Wednesday, March 17, 2010

I'm driven wild, longing for him


"Life is a series of collisions with the future; it is not the sum of what we have been, but what we yearn to be." ~Jose Ortega y Gasset (credit to Michael Yamin on his Legend & Wisdom Stories blog)
I'm writing a novel where two lovers meet briefly and are separated. They yearn for each other, striving to be together. The plot cycles on that theme, with emotional and physical desire building as the pair are briefly together, yet kept apart. Each time they interact, it's just enough to visualize their potential bliss beyond reach. Over hours, months, years, and decades they long for the other, imaging how wonderful life could be if together. Quests and perils of increasing magnitude block their path, yet they aren't deterred. After risking life and limb, in hopes of permanent union, the lovers must be satisfied with only a few moments of shared love. And they are. Even short meetings satiate, or more, leaving them breathless. All who come to know the characters, readers and authoress alike, root for the couple to remain together.


As I craft this theme, I consider why the cycle of meeting, separation, and longing is so compelling. Recently, I came across some quotes that helped supply my answer. Jose Gasset, from above, explained when our visions of personal futures collide with, or are shaped by, present time, the result is termed “life.” We begin with a mental vision, a prediction creating a goal, much like the longing of my lovers.


Similarly, while reading Jane Friedman's blog, “You are bad at making yourself happy,” I came upon the same idea. She quoted a review posted on Amazon by Malcolm Gladwell for a book entitled, Stumbling on Happiness. I list his quote again:

“What distinguishes us as human beings from other animals is our ability to predict the future–or rather, our interest in predicting the future. We spend a great deal of our waking life imagining what it would be like to be this way or that way, or to do this or that, or taste or buy or experience some state or feeling or thing. We do that for good reasons: it is what allows us to shape our life. And it is by trying to exert some control over our futures that we attempt to be happy.

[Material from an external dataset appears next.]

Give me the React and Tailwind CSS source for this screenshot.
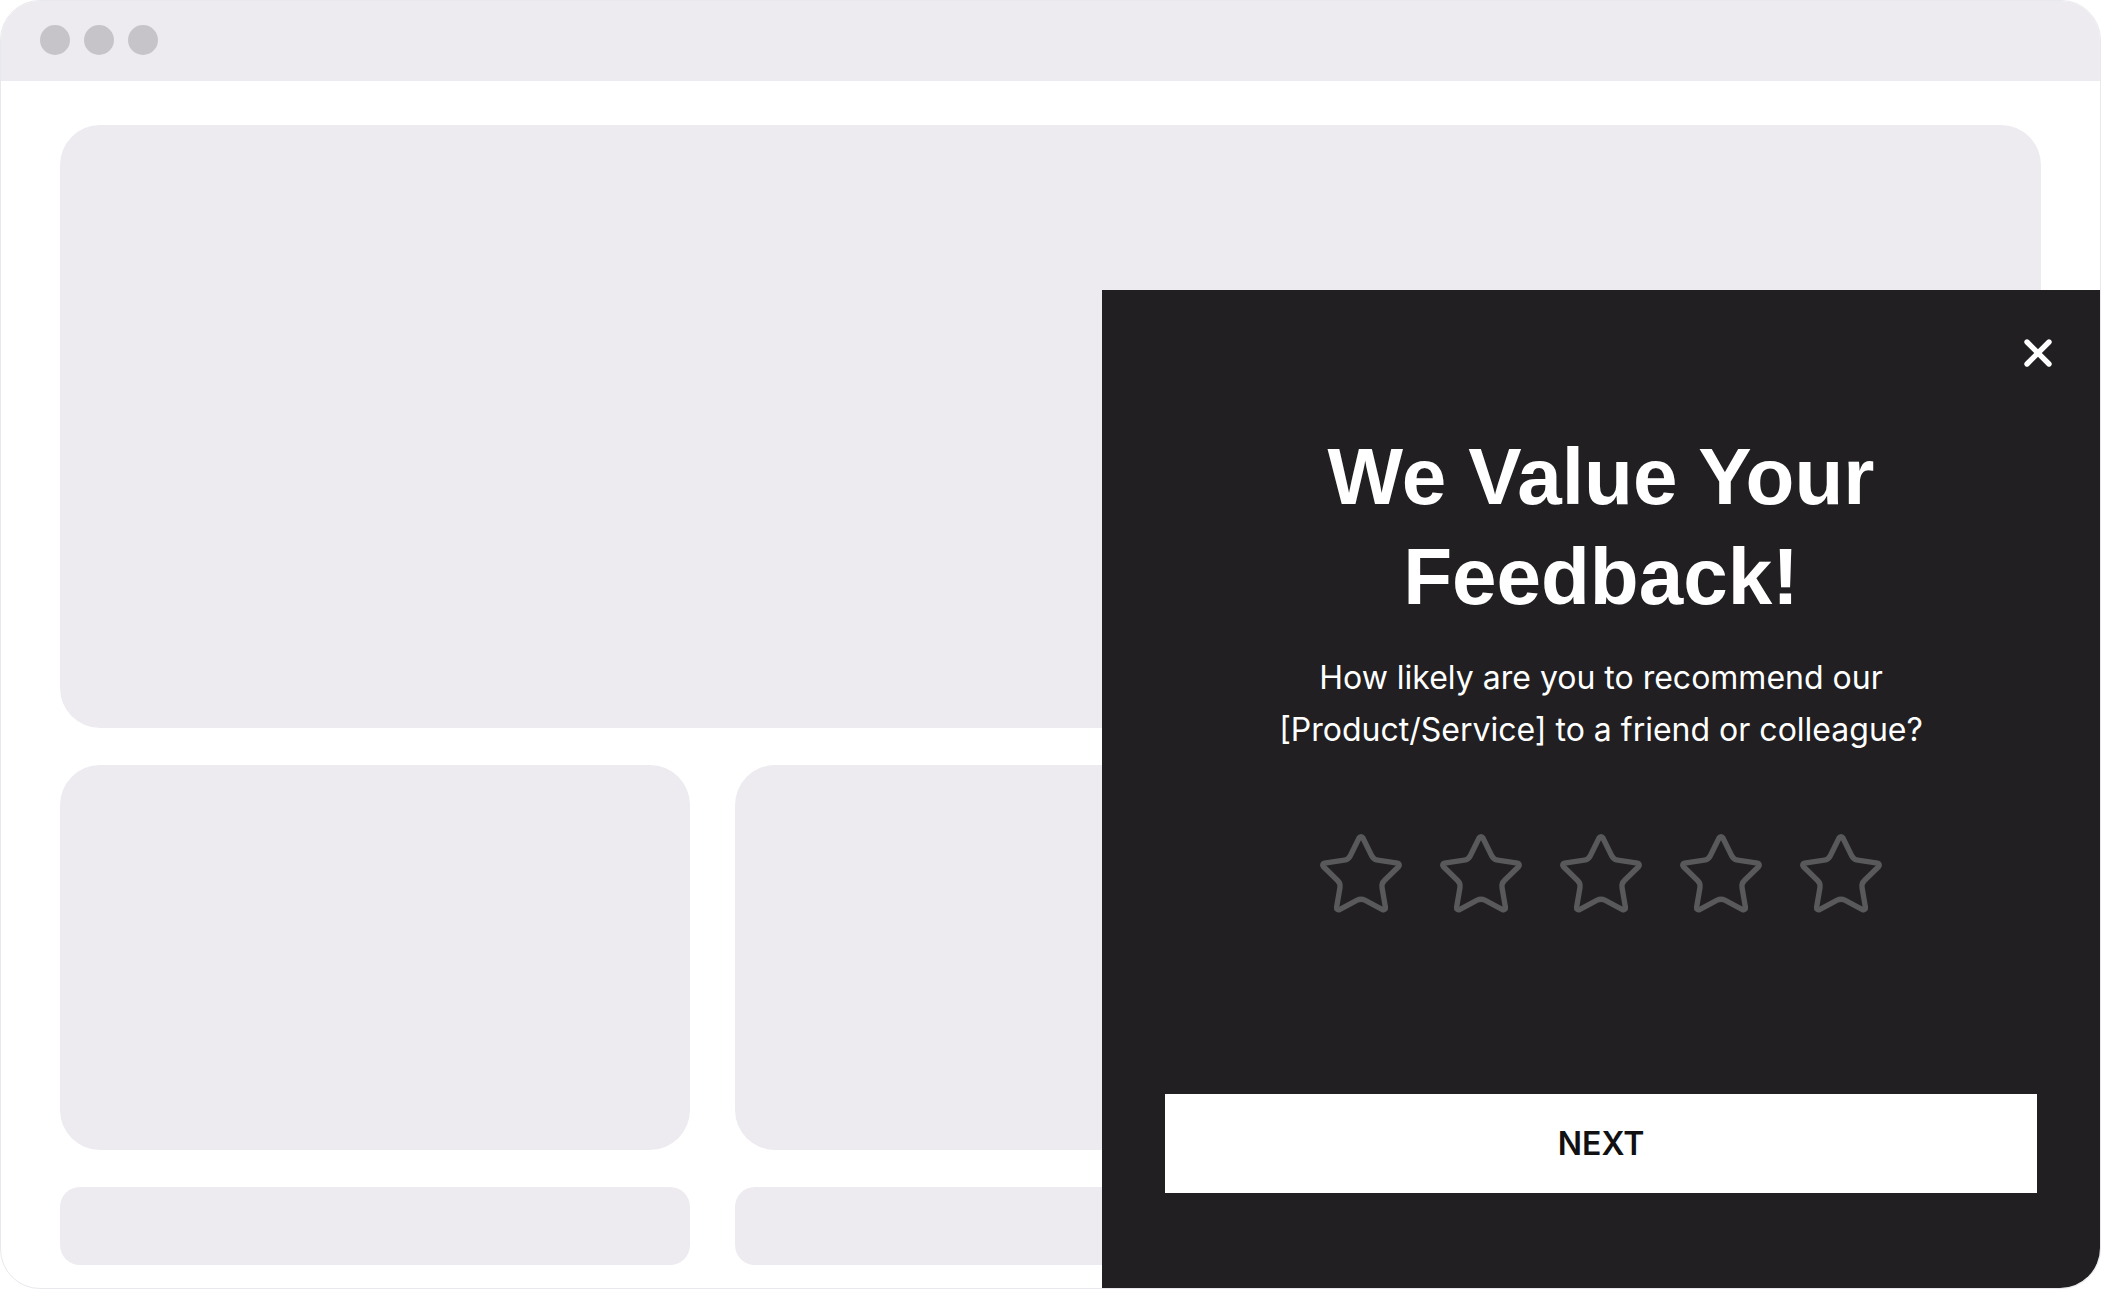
import React from 'react';
import { Star, X } from 'lucide-react';

const Popup = () => {
  const stars = [1, 2, 3, 4, 5];

  return (
    <div className="absolute left-[1102px] top-[290px] w-[998px] h-[998px] bg-[#211f22] rounded-br-[40px] flex flex-col items-center">
      {/* Close */}
      <button className="absolute top-[41px] right-[40px] text-white">
        <X size={44} strokeWidth={2.9} />
      </button>

      <h1 className="pt-[137px] text-center text-white font-bold text-[80px] leading-[100px] font-['Liberation_Sans',Arial,sans-serif]">
        We Value Your
        <br />
        Feedback!
      </h1>

      <p className="mt-[25px] text-center text-white text-[32px] leading-[52px] font-['Inter',sans-serif]">
        How likely are you to recommend our
        <br />
        [Product/Service] to a friend or colleague?
      </p>

      <div className="mt-[73px] flex items-center gap-[28px]">
        {stars.map((s) => (
          <Star key={s} size={92} strokeWidth={1.4} className="text-[#59585b]" />
        ))}
      </div>

      <button className="mt-auto mb-[95px] w-[872px] h-[99px] bg-white text-[#111111] text-[32px] font-semibold font-['Inter',sans-serif] flex items-center justify-center">
        NEXT
      </button>
    </div>
  );
};

export default function App() {
  return (
    <div className="relative w-[2102px] h-[1290px] bg-white overflow-hidden">
      {/* Browser frame */}
      <div className="w-[2101px] h-[1289px] rounded-[40px] border border-[#e9e8ec] overflow-hidden flex flex-col">
        <div className="h-[80px] shrink-0 bg-[#edebf0] flex items-center gap-[14px] pl-[39px] pb-[2px]">
          <div className="w-[30px] h-[30px] rounded-full bg-[#c6c4c9]" />
          <div className="w-[30px] h-[30px] rounded-full bg-[#c6c4c9]" />
          <div className="w-[30px] h-[30px] rounded-full bg-[#c6c4c9]" />
        </div>

        <div className="px-[59px] pt-[44px] flex flex-col gap-[37px]">
          <div className="h-[603px] rounded-[40px] bg-[#edebf0]" />
          <div className="grid grid-cols-3 gap-x-[45px] gap-y-[37px]">
            <div className="h-[385px] rounded-[40px] bg-[#edebf0]" />
            <div className="h-[385px] rounded-[40px] bg-[#edebf0]" />
            <div className="h-[385px] rounded-[40px] bg-[#edebf0]" />
            <div className="h-[78px] rounded-[20px] bg-[#edebf0]" />
            <div className="h-[78px] rounded-[20px] bg-[#edebf0]" />
            <div className="h-[78px] rounded-[20px] bg-[#edebf0]" />
          </div>
        </div>
      </div>

      <Popup />
    </div>
  );
}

But by any objective measure, we are really bad at that predictive function. We’re terrible at knowing how we will feel a day or a month or year from now, and even worse at knowing what will and will not bring us that cherished happiness. Gilbert sets out to figure what that’s so: why we are so terrible at something that would seem to be so extraordinarily important?
In making his case, Gilbert walks us through a series of fascinating—and in some ways troubling—facts about the way our minds work. In particular, Gilbert is interested in delineating the shortcomings of imagination. We’re far too accepting of the conclusions of our imaginations. Our imaginations aren’t particularly imaginative. Our imaginations are really bad at telling us how we will think when the future finally comes. And our personal experiences aren’t nearly as good at correcting these errors as we might think.”
It seems we are captivated by our imaginations, and while convincing and believable, are largely unable to accurately predict the future. The thrill of the chase. It excites our senses, feeds our minds. Why wouldn't my separated lovers dream of bliss beyond their wildest dreams, if only they could be together. Aren't we all dreamers?

“ Life can only be understood backward, but it must be lived forward.” ~Erica Jong, Fear of Flying
What do you think?  Is the journey more exciting or more important than the end?